= Giovanni Antonio Giay =

Italian composer

Giovanni Antonio Giay (sometimes spelled Giaj; 11 June 1690 – 10 September 1764) was an Italian composer. His compositional output includes 15 operas, 5 symphonies, and a significant amount of sacred music.

==Life and career==
Born in Turin, Giay's father, Stefano Giuseppe Giay, was a chemist. His father died when he was 5 years old. In 1710, he entered the Collegio degli Innocenti at the Turin Cathedral, where he studied music with Francesco Fasoli.
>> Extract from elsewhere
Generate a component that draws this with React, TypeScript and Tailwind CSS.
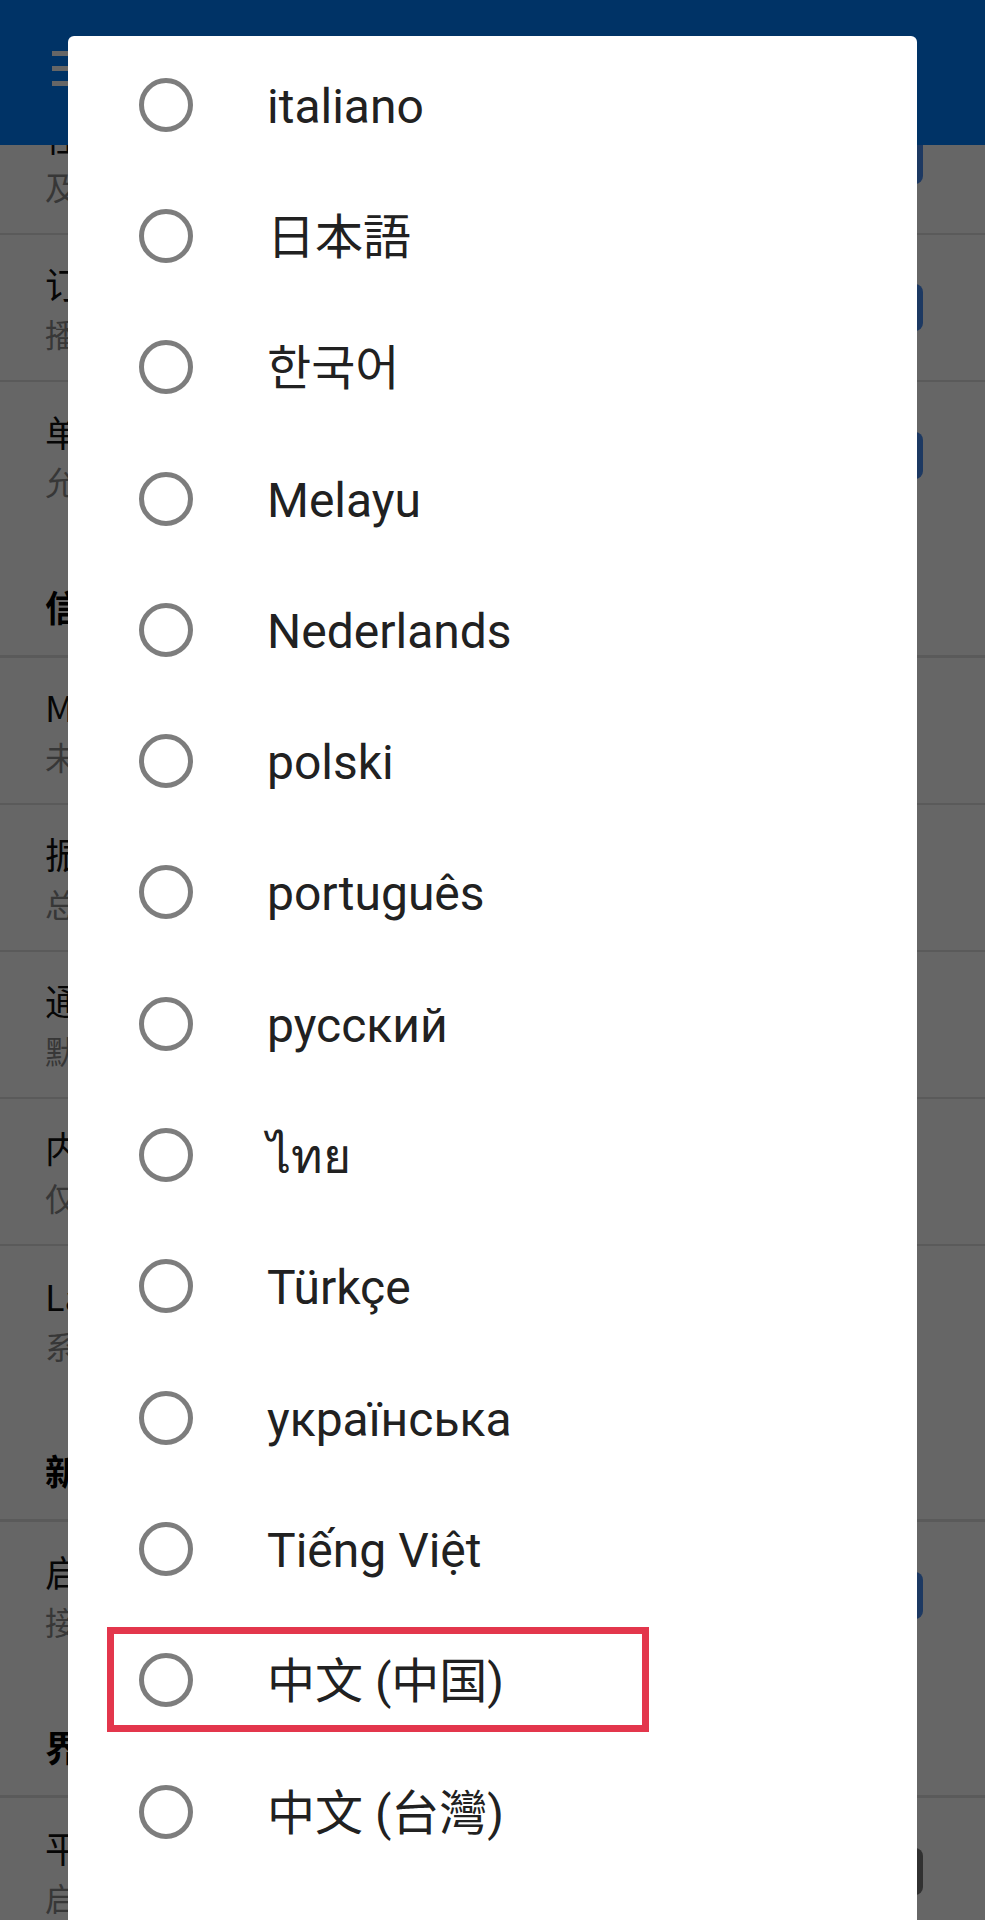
import React from 'react';

type Pref = { title: string; summary: string; toggle?: 'on' | 'off' };
type Block = { section?: string; items: Pref[] };

const blocks: Block[] = [
    {
        items: [
            { title: '任务完成后自动清理', summary: '及时删除已播放的内容', toggle: 'on' },
            { title: '订阅自动刷新', summary: '播放列表结束后自动刷新', toggle: 'on' },
            { title: '单曲循环', summary: '允许重复播放当前曲目', toggle: 'on' },
        ],
    },
    {
        section: '信息',
        items: [
            { title: 'Media 缓存', summary: '未设置' },
            { title: '振动反馈', summary: '总是' },
            { title: '通知样式', summary: '默认' },
            { title: '内容过滤', summary: '仅限 Wi-Fi' },
            { title: 'Language', summary: '系统默认' },
        ],
    },
    {
        section: '新闻',
        items: [{ title: '启用新闻推送', summary: '接收每日更新', toggle: 'on' }],
    },
    {
        section: '界面',
        items: [{ title: '平板模式', summary: '启用双栏布局', toggle: 'off' }],
    },
];

const languages = [
    { label: 'italiano' },
    { label: '日本語', font: "font-['Roboto','Noto_Sans_CJK_JP',sans-serif]" },
    { label: '한국어', font: "font-['Roboto','Noto_Sans_CJK_KR',sans-serif]" },
    { label: 'Melayu' },
    { label: 'Nederlands' },
    { label: 'polski' },
    { label: 'português' },
    { label: 'русский' },
    { label: 'ไทย' },
    { label: 'Türkçe' },
    { label: 'українська' },
    { label: 'Tiếng Việt' },
    { label: '中文 (中国)', font: "font-['Roboto','Noto_Sans_CJK_SC',sans-serif]", marked: true },
    { label: '中文 (台灣)', font: "font-['Roboto','Noto_Sans_CJK_TC',sans-serif]" },
];

function PrefRow({ pref, divider }: { pref: Pref; divider: boolean }) {
    return (
        <div className={`flex items-center justify-between h-[147px] pl-[45px] pr-[62px] ${divider ? 'border-b-2 border-[#e2e2e2]' : ''}`}>
            <div className="flex flex-col">
                <span className="text-[36px] leading-[50px] text-[#111] whitespace-nowrap">{pref.title}</span>
                <span className="text-[32px] leading-[50px] text-[#8a8a8a] whitespace-nowrap">{pref.summary}</span>
            </div>
            {pref.toggle && (
                <span className={`w-[120px] h-[47px] rounded-[8px] ${pref.toggle === 'on' ? 'bg-[#4a8ff5]' : 'bg-[#7a7a7a]'}`} />
            )}
        </div>
    );
}

export default function App() {
    return (
        <div className="relative w-[985px] h-[1920px] overflow-hidden bg-white font-['Noto_Sans_CJK_SC',sans-serif]">
            {/* Settings page */}
            <div className="flex flex-col h-full">
                <header className="relative z-10 flex items-start gap-[40px] h-[145px] min-h-[145px] bg-[#0080ff] pl-[52px] pt-[51px]">
                    <div className="flex flex-col gap-[10px] w-[54px]">
                        <span className="h-[5px] bg-white" />
                        <span className="h-[5px] bg-white" />
                        <span className="h-[5px] bg-white" />
                    </div>
                    <span className="text-[40px] leading-[36px] text-white">设置</span>
                </header>
                <div className="flex-1 overflow-hidden">
                    <div className="-mt-[57px]">
                        {blocks.map((block, bi) => (
                            <div key={bi}>
                                {block.section && (
                                    <div className="flex items-end h-[129px] pl-[45px] pb-[22px] border-b-[3px] border-[#e2e2e2]">
                                        <span className="text-[36px] font-bold text-[#000]">{block.section}</span>
                                    </div>
                                )}
                                {block.items.map((p, i) => (
                                    <PrefRow key={i} pref={p} divider={i < block.items.length - 1} />
                                ))}
                            </div>
                        ))}
                    </div>
                </div>
            </div>

            {/* Scrim */}
            <div className="absolute inset-0 z-20 bg-black/60" />

            {/* Language dialog */}
            <div className="absolute z-30 left-[68px] top-[36px] bottom-0 w-[849px] bg-white rounded-t-[6px] pt-[3px] font-['Roboto','Noto_Sans_CJK_SC',sans-serif]">
                {languages.map((lang) => (
                    <div key={lang.label} className="relative flex items-center h-[131.3px] pl-[71px]">
                        <span className="w-[54px] h-[54px] rounded-full border-[5px] border-[#7d7d7d]" />
                        <span className={`ml-[74px] text-[48px] leading-none text-[#212121] translate-y-[2px] ${lang.font ?? ''}`}>
                            {lang.label}
                        </span>
                        {lang.marked && (
                            <div className="absolute left-[39px] top-[12px] w-[542px] h-[105px] border-[7px] border-[#e3364c]" />
                        )}
                    </div>
                ))}
            </div>
        </div>
    );
}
His first opera, Il trionfo d'Amore ossia La Fillide, premiered at the Teatro Carignano during Carnival of 1715. In 1732, he succeeded Andrea Stefano Fiorè as the maestro di cappella at the royal chapel in Turin at the behest of Charles Emmanuel III of Savoy. He remained in that post until his death 26 years later, after which his son, Francesco Saverio, took over the post from 1764 until 1798.

As master of the Cappella Regia, Giay wrote many religious and secular musical and operatic works. His work include Don Chisciotte in Venezia, an intermezzo written in 1748 to 1752, with lyrics by Giuseppe Baretti. The lyrics feature Miguel de Cervantes' characters Don Quixote and Dulcinea, during the carnival of Venice.